À l'Université de Liège, c'est cependant une autre voie qu'a empruntée Christina Schmidt. En effet, les travaux qui lui ont permis de figurer comme premier auteur de l'article intitulé Homeostatic Sleep Pressure and Responses to Sustained Attention in the Suprachiasmatic Area(1), publié le 24 avril 2009 dans la revue Science, mettaient en scène des sujets plus «marginaux», à savoir des «extrêmes du matin» et des «extrêmes du soir». Il s'agissait en outre d'individus jeunes (18 à 30 ans). Pourquoi? Parce que, au-delà de 30 ans, les paramètres de sommeil tendent à changer – avec l'âge se manifeste une propension toujours plus affirmée à «devenir du matin». Deux groupes de 16 volontaires furent constitués, l'un composé d'«extrêmes du soir», l'autre d'«extrêmes du matin». « a sélection s'est opérée à partir d'un questionnaire auquel 6 000 personnes ont répondu, rapporte Christina Schmidt. Différentes variables furent prises en considération, car il faut se méfier des faux-semblants. Ainsi, certaines personnes se lèvent tôt parce qu'elles y sont contraintes par leur horaire de travail. Les individus qui nous intéressaient pour le groupe des «extrêmes du matin» n'étaient pas ceux-là, mais ceux qui se lèvent tôt de façon spontanée, sans réveil, y compris le week-end. De même, les «extrêmes du soir» sont par exemple des personnes qui, dès qu'elles en ont l'occasion, regardent la télévision jusqu'à trois ou quatre heures du matin et ne quittent leur lit que vers 11 heures ou midi.»
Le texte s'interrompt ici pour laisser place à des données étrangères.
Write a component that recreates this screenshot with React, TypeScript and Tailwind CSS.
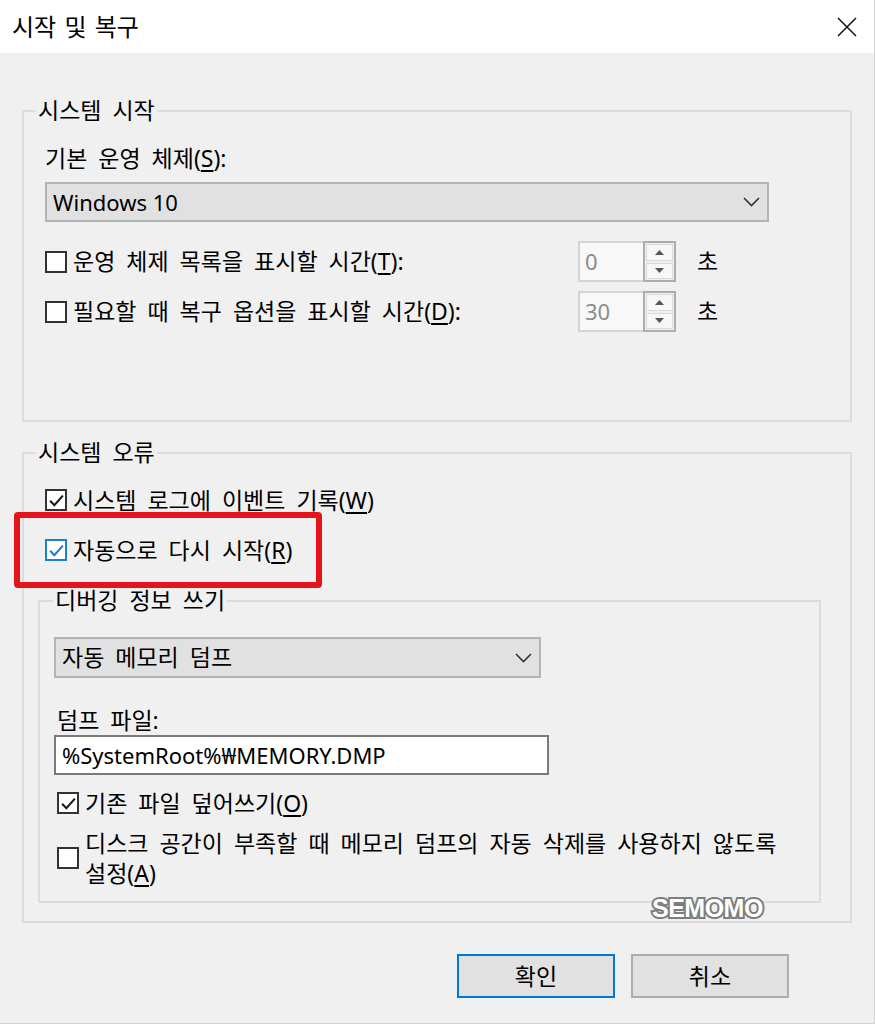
const fontStack = "font-['Noto_Sans','Noto_Sans_CJK_KR',sans-serif]"

function Mn({ children }: { children: string }) {
  return <span className="underline underline-offset-[3px]">{children}</span>
}

function CheckBox({ checked = false, focused = false }: { checked?: boolean; focused?: boolean }) {
  return (
    <span
      className={`flex h-[22px] w-[22px] shrink-0 items-center justify-center border-2 bg-white ${
        focused ? "border-[#1e7fd0]" : "border-[#333333]"
      }`}
    >
      {checked ? (
        <svg viewBox="0 0 16 16" className="h-[17px] w-[17px]">
          <path
            d="M2 8.2 L6 12.4 L14 3.4"
            fill="none"
            stroke={focused ? "#1e7fd0" : "#1a1a1a"}
            strokeWidth="2"
          />
        </svg>
      ) : null}
    </span>
  )
}

function Chevron() {
  return (
    <svg viewBox="0 0 17 10" className="h-[10px] w-[17px]">
      <path d="M1 1 L8.5 8.5 L16 1" fill="none" stroke="#333333" strokeWidth="1.6" />
    </svg>
  )
}

function Triangle({ up }: { up: boolean }) {
  return (
    <svg viewBox="0 0 9 5" className="h-[5px] w-[9px]">
      <path d={up ? "M0 5 L4.5 0 L9 5 Z" : "M0 0 L4.5 5 L9 0 Z"} fill="#555555" />
    </svg>
  )
}

function Spinner({ value }: { value: string }) {
  return (
    <div className="flex h-[41px] w-[98px] shrink-0">
      <div className="flex flex-1 items-center border-2 border-r-0 border-[#d4d4d4] bg-[#f8f8f8] pl-[5px] text-[22px] text-[#8c8c8c]">
        {value}
      </div>
      <div className="flex w-[33px] flex-col gap-[2px] border-2 border-[#adadad] bg-[#f0f0f0] p-[1px]">
        <div className="flex flex-1 items-center justify-center border border-[#dadada] bg-[#f7f7f7]">
          <Triangle up />
        </div>
        <div className="flex flex-1 items-center justify-center border border-[#dadada] bg-[#f7f7f7]">
          <Triangle up={false} />
        </div>
      </div>
    </div>
  )
}

export default function App() {
  return (
    <div
      className={`relative flex h-[1024px] w-[875px] flex-col border-r border-b border-[#d2d2d2] bg-[#f0f0f0] text-[23px] text-black [word-spacing:5px] ${fontStack}`}
    >
      <header className="flex h-[53px] shrink-0 items-center justify-between bg-white pr-[17px] pl-[12px]">
        <h1 className="text-[24px] leading-none font-normal [word-spacing:2px]">시작 및 복구</h1>
        <svg viewBox="0 0 20 20" className="h-[20px] w-[20px]">
          <path d="M1 1 L19 19 M19 1 L1 19" stroke="#111111" strokeWidth="1.5" />
        </svg>
      </header>

      <div className="flex flex-1 flex-col pt-[57px] pr-[22px] pl-[22px]">
        {/* 시스템 시작 */}
        <section className="border-2 border-[#dcdcdc]">
          <div className="-mt-[16px] ml-[12px] w-fit bg-[#f0f0f0] px-[2px] leading-[28px]">시스템 시작</div>
          <div className="pt-[20px] pb-[88px] pl-[21px]">
            <p className="leading-[28px]">
              기본 운영 체제(<Mn>S</Mn>):
            </p>
            <div className="mt-[10px] flex h-[40px] w-[724px] items-center justify-between border-2 border-[#b4b4b4] bg-[#e1e1e1] pr-[7px] pl-[6px]">
              <span className="text-[22px] [word-spacing:normal]">Windows 10</span>
              <Chevron />
            </div>
            <div className="mt-[19px] flex items-center">
              <div className="flex w-[533px] items-center gap-[6px]">
                <CheckBox />
                <span>
                  운영 체제 목록을 표시할 시간(<Mn>T</Mn>):
                </span>
              </div>
              <Spinner value="0" />
              <span className="ml-[21px]">초</span>
            </div>
            <div className="mt-[9px] flex items-center">
              <div className="flex w-[533px] items-center gap-[6px]">
                <CheckBox />
                <span>
                  필요할 때 복구 옵션을 표시할 시간(<Mn>D</Mn>):
                </span>
              </div>
              <Spinner value="30" />
              <span className="ml-[21px]">초</span>
            </div>
          </div>
        </section>

        {/* 시스템 오류 */}
        <section className="mt-[30px] border-2 border-[#dcdcdc]">
          <div className="-mt-[16px] ml-[12px] w-fit bg-[#f0f0f0] px-[2px] leading-[28px]">시스템 오류</div>
          <div className="pt-[19px] pb-[18px] pl-[14px]">
            <div className="ml-[7px] flex h-[30px] items-center gap-[6px]">
              <CheckBox checked />
              <span>
                시스템 로그에 이벤트 기록(<Mn>W</Mn>)
              </span>
            </div>
            <div className="relative mt-[20px] ml-[7px] flex h-[30px] items-center gap-[6px]">
              <CheckBox checked focused />
              <span>
                자동으로 다시 시작(<Mn>R</Mn>)
              </span>
              <div className="absolute -top-[23px] -left-[31px] h-[76px] w-[308px] rounded-[4px] border-[6px] border-[#e3141c]" />
            </div>

            {/* 디버깅 정보 쓰기 */}
            <div className="mt-[35px] w-[783px] border-2 border-[#dcdcdc]">
              <div className="-mt-[16px] ml-[13px] w-fit bg-[#f0f0f0] px-[2px] leading-[28px]">디버깅 정보 쓰기</div>
              <div className="pt-[23px] pb-[13px] pl-[14px]">
                <div className="flex h-[41px] w-[487px] items-center justify-between border-2 border-[#b4b4b4] bg-[#e1e1e1] pr-[7px] pl-[6px]">
                  <span>자동 메모리 덤프</span>
                  <Chevron />
                </div>
                <p className="mt-[28px] ml-[3px] leading-[28px]">덤프 파일:</p>
                <div className="mt-[1px] flex h-[40px] w-[495px] items-center border-2 border-[#7a7a7a] bg-white pl-[6px] text-[22px] [word-spacing:normal]">
                  %SystemRoot%₩MEMORY.DMP
                </div>
                <div className="mt-[13px] ml-[3px] flex h-[30px] items-center gap-[6px]">
                  <CheckBox checked />
                  <span>
                    기존 파일 덮어쓰기(<Mn>O</Mn>)
                  </span>
                </div>
                <div className="mt-[10px] ml-[3px] flex items-center gap-[6px]">
                  <CheckBox />
                  <span className="leading-[30px]">
                    디스크 공간이 부족할 때 메모리 덤프의 자동 삭제를 사용하지 않도록
                    <br />
                    설정(<Mn>A</Mn>)
                  </span>
                </div>
              </div>
            </div>
          </div>
        </section>

        <div className="mt-[31px] mr-[63px] flex justify-end gap-[16px]">
          <button className="h-[44px] w-[158px] border-2 border-[#0078d7] bg-[#e1e1e1]">확인</button>
          <button className="h-[44px] w-[158px] border-2 border-[#adadad] bg-[#e1e1e1]">취소</button>
        </div>
      </div>

      <div className="absolute top-[894px] left-[652px] font-['Liberation_Sans',sans-serif] text-[25px] leading-[28px] font-bold tracking-[-0.5px] text-white [paint-order:stroke_fill] [word-spacing:normal] [-webkit-text-stroke:4px_#7d7d7d]">
        SEMOMO
      </div>
    </div>
  )
}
Une autre particularité des travaux relatés dans la revue Science du 24 avril est qu'ils font appel à l'imagerie par résonance magnétique fonctionnelle (IRMf), alors que l'ensemble des études menées précédemment sur les relations entre les rythmes biologiques et la cognition étaient de nature comportementale et electrophysiologique.
L'influence du chronotype
Au cœur d'une collaboration entre l'Université de Liège (Centre de Recherches du Cyclotron, Département des Sciences Cognitives) et l'Université de Bâle (Centre de Chronobiologie), le programme géré par Christina Schmidt sous la supervision du professeur Philippe Peigneux (ULB) et de Fabienne Collette (ULg), avec le concours de Pierre Maquet (ULg) et de Christian Cajochen, a donc livré ses premiers résultats. Ils ont trait à une tâche d'attention visuelle mettant en jeu le temps de réaction du sujet. En quoi consistait-elle ? Les volontaires devaient fixer une croix sur un écran d'ordinateur. De temps à autre, et de façon aléatoire, celle-ci disparaissait et laissait la place à un compte à rebours digital. Il s'agissait alors d'appuyer le plus vite possible sur un bouton afin de le stopper. Parallèlement, l'activité cérébrale des sujets était enregistrée par IRMf. Le test, qui avait lieu à deux reprises au cours de la journée, durait 10 minutes et comportait 90 événements (apparitions du compte à rebours). Il ne se déroulait évidemment pas n'importe quand. Non, les épreuves étaient administrées à chaque volontaire une heure et demie et dix heures et demie après le moment de la journée où il se réveille habituellement.
Ce procédé original offre deux avantages essentiels. D'une part, il permet d'égaliser entre sujets le nombre d'heures passées à l'éveil et l'inertie de sommeil qui suit le réveil, deux variables qui peuvent influencer les résultats. D'autre part, il tient compte du fait que les sujets du soir et du matin pourraient se différencier par leur état de vigilance à des moments spécifiques de la journée. «En ne contrôlant pas cet aspect, l'hypothèse que la variabilité chronotypique des performances à la tâche prescrite ne serait que secondaire à une variation du niveau de vigilance ne pourrait être exclue», explique Christina Schmidt.